Instructions for the task
In the material below, the lines containing the word "this" are required; copy each of them.

_ _ _ _ _

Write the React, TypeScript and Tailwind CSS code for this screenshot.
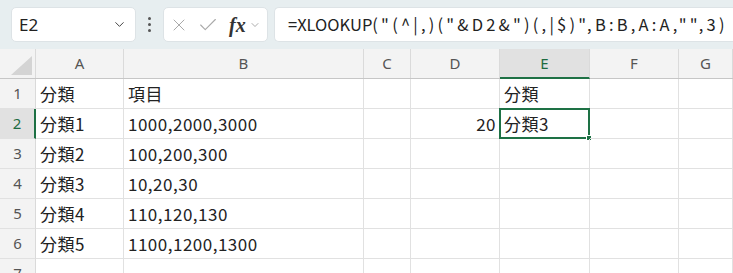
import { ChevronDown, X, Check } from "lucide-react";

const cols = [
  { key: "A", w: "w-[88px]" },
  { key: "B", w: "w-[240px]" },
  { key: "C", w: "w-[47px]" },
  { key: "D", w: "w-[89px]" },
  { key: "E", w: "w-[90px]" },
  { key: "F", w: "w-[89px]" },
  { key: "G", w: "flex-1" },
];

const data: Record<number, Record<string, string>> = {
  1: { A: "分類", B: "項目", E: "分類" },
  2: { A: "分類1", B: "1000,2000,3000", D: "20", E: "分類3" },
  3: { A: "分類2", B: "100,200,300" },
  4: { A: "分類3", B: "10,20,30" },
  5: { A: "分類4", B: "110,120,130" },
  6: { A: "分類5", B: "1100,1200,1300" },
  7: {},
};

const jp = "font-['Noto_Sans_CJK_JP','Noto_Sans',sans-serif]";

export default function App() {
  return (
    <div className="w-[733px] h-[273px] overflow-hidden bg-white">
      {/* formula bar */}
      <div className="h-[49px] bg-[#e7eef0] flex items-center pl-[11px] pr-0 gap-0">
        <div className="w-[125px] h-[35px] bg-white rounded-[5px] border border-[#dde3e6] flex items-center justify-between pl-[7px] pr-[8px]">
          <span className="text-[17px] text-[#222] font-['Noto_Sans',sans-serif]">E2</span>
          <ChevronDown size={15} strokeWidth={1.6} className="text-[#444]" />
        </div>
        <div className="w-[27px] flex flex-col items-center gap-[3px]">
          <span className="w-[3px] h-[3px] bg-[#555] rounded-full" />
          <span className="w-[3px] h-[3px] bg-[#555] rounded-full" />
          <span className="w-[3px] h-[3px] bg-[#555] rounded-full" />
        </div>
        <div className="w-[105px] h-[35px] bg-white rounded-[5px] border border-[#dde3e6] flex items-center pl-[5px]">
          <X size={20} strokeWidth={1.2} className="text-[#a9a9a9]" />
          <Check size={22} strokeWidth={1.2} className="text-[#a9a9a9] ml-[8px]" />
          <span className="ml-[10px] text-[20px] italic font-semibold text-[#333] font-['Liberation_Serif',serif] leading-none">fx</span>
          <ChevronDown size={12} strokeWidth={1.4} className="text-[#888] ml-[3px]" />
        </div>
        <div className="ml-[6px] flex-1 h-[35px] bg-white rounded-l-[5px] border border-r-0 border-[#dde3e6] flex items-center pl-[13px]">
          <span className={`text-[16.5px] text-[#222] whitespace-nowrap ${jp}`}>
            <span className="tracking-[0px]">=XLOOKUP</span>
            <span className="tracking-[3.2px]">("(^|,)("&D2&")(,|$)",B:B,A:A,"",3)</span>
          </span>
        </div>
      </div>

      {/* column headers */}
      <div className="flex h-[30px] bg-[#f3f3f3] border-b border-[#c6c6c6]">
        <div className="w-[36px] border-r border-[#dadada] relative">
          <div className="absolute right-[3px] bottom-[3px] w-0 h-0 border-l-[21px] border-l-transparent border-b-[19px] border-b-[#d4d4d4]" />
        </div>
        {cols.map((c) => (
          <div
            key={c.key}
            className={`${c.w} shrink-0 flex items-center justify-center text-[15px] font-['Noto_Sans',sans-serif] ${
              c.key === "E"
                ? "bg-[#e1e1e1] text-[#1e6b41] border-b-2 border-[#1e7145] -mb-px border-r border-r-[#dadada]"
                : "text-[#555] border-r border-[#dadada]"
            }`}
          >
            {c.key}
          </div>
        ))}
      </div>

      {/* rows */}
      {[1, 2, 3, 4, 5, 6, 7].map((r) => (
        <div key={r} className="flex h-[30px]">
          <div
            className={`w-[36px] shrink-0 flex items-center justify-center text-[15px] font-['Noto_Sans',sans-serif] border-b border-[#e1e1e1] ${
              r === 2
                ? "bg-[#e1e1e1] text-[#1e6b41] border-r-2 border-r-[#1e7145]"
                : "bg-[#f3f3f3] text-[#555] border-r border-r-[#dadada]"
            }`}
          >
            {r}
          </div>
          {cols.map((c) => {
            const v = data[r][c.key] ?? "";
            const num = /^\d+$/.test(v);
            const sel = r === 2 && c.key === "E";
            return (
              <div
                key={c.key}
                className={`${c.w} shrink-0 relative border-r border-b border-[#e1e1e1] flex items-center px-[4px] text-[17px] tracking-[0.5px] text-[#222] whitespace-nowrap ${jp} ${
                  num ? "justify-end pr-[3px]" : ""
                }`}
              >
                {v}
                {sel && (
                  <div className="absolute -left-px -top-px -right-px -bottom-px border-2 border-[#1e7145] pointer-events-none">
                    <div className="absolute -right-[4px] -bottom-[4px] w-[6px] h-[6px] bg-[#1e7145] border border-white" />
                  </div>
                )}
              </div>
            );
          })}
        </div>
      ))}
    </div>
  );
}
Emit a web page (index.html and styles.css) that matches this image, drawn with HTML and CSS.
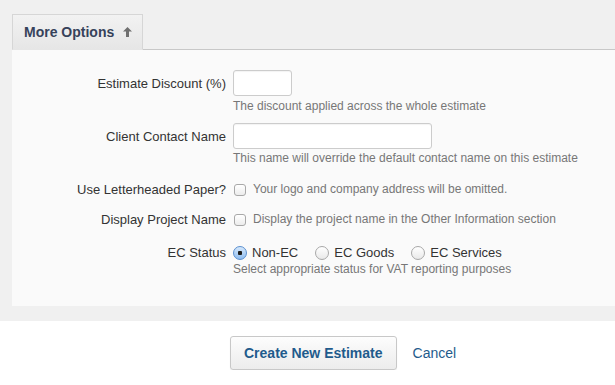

_ _ _ _ _

Completed exercise
Write the React, TypeScript and Tailwind CSS code for this screenshot.
Emit a web page (index.html and styles.css) that matches this image, drawn with HTML and CSS.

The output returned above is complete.